Jesus gives everything to us. He withholds nothing. He gives us his sacred Body, his precious Blood, his human Soul, and his godly Divinity. He comes to us gently, in a way we can receive, every day if we so desire. Simple bread, simple wine. He takes on a form that we can see and touch, smell and taste. And he says, “Take this. This is my body.” I am yours. Such sweet love our Lord has for us.

How dare we withhold anything from our groom, who performs such miracles to be with us? How dare we tell our Lord, you can have all of me except for this one part?

If there is any part of your life that you have held back from Christ, give it to him now. If it involves mortal sin, make a solemn commitment to go to confession as soon you can, to be reconciled with your Divine Spouse. If it is venial sin, give that over to God now, in prayer. Tell him to take your weakness, and heal it, transform it with his love. He can do this. He longs to do this. He has become bone of your bones and flesh of your flesh, and has given you his flesh for your salvation.
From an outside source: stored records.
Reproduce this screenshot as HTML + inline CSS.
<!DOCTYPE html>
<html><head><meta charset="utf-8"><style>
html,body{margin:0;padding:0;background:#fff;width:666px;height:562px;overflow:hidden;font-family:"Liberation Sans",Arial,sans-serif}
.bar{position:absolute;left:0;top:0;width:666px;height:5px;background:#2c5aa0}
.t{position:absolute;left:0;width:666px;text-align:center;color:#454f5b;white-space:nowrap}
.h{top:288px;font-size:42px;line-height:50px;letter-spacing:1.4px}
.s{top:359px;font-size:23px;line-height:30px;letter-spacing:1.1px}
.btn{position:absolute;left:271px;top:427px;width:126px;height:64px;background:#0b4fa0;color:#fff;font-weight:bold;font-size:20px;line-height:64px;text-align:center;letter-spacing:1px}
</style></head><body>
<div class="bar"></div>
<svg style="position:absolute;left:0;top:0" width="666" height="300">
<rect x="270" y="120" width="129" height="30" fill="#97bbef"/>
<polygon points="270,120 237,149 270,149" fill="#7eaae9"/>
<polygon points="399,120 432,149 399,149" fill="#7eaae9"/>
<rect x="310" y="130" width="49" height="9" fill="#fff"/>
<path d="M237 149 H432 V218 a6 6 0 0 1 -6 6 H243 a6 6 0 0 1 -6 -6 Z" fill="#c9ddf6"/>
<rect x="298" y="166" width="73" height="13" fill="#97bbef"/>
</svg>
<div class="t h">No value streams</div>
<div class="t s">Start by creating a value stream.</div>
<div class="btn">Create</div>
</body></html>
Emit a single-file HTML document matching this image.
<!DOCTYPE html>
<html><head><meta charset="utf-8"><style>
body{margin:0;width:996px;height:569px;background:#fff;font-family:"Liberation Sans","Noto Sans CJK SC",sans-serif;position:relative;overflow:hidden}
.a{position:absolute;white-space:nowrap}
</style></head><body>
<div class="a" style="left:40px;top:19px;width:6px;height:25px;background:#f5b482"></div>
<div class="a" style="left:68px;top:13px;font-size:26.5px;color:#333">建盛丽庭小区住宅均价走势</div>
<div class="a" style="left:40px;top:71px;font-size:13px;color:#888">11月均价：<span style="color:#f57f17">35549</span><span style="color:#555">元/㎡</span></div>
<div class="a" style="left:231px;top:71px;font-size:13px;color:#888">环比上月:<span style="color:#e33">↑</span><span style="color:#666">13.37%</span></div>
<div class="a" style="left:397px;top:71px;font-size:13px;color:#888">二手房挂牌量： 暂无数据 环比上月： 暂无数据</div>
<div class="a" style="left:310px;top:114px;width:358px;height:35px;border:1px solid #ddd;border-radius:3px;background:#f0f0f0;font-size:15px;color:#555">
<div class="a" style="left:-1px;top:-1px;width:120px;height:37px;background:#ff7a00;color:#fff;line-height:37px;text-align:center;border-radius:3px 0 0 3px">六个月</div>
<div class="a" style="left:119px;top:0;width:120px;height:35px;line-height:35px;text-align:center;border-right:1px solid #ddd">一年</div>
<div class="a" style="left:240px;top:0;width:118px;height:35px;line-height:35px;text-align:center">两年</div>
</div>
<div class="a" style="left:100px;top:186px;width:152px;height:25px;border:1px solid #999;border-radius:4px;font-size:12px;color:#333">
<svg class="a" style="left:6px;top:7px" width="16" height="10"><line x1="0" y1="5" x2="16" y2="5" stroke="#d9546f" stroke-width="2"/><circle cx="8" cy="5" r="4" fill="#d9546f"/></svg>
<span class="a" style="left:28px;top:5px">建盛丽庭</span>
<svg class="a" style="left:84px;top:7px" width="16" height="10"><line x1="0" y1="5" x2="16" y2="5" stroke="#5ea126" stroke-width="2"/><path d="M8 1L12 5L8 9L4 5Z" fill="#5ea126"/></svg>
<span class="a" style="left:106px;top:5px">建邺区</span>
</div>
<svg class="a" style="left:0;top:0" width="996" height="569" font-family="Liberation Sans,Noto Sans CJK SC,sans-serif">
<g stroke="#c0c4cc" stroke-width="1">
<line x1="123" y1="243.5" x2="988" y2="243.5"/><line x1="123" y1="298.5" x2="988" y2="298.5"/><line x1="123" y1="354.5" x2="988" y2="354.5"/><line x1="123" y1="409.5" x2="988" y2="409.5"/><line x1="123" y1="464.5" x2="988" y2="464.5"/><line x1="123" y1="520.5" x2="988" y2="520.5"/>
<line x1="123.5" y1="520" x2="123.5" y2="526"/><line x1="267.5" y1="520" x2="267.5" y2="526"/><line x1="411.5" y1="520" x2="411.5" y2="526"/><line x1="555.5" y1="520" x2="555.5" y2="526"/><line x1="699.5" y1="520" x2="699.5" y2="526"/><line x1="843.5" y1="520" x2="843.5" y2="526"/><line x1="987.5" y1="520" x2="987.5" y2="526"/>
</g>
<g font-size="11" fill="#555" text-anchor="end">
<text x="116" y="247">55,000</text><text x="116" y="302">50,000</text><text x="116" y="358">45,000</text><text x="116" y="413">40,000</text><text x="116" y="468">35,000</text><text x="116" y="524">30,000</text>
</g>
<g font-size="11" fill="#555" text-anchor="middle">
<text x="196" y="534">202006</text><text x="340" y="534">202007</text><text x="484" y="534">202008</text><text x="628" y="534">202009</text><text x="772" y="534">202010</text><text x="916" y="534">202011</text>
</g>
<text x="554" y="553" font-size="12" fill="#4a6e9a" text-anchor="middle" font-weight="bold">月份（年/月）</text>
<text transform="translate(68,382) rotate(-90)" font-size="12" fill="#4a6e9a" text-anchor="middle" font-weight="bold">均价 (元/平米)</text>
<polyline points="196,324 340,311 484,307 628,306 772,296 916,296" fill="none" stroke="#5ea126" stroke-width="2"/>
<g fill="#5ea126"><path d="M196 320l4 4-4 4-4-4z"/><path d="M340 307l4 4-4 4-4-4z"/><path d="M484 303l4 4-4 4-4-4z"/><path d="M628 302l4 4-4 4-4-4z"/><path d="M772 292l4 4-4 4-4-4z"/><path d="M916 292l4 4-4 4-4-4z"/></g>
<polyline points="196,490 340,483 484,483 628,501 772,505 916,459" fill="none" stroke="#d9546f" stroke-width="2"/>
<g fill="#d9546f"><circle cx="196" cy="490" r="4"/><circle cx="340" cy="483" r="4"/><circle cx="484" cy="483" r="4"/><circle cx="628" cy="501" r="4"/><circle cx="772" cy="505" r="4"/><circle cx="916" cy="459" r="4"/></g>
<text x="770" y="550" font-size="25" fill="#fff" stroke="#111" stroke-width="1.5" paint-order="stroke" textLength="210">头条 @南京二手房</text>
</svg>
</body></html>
You are so very precious to him.

He just needs you, his beloved bride, to allow him into the inner chambers of your heart. He is a gentle and respectful lover. And so he won’t go there unless you invite him in. He has complete and utter respect for your person.

So if you tell the Bridegroom, “no, you can’t have this part of me, it’s too personal,” he will respect that. He will keep his distance. But is that what you want? Or do you want instead that intimate personal relationship with Jesus Christ that he offers? Let our communion with Jesus in the Eucharist be so complete, that when we are asked about our relationship with Jesus, we too may say with joy, “My Lord kisses me on the lips every day!”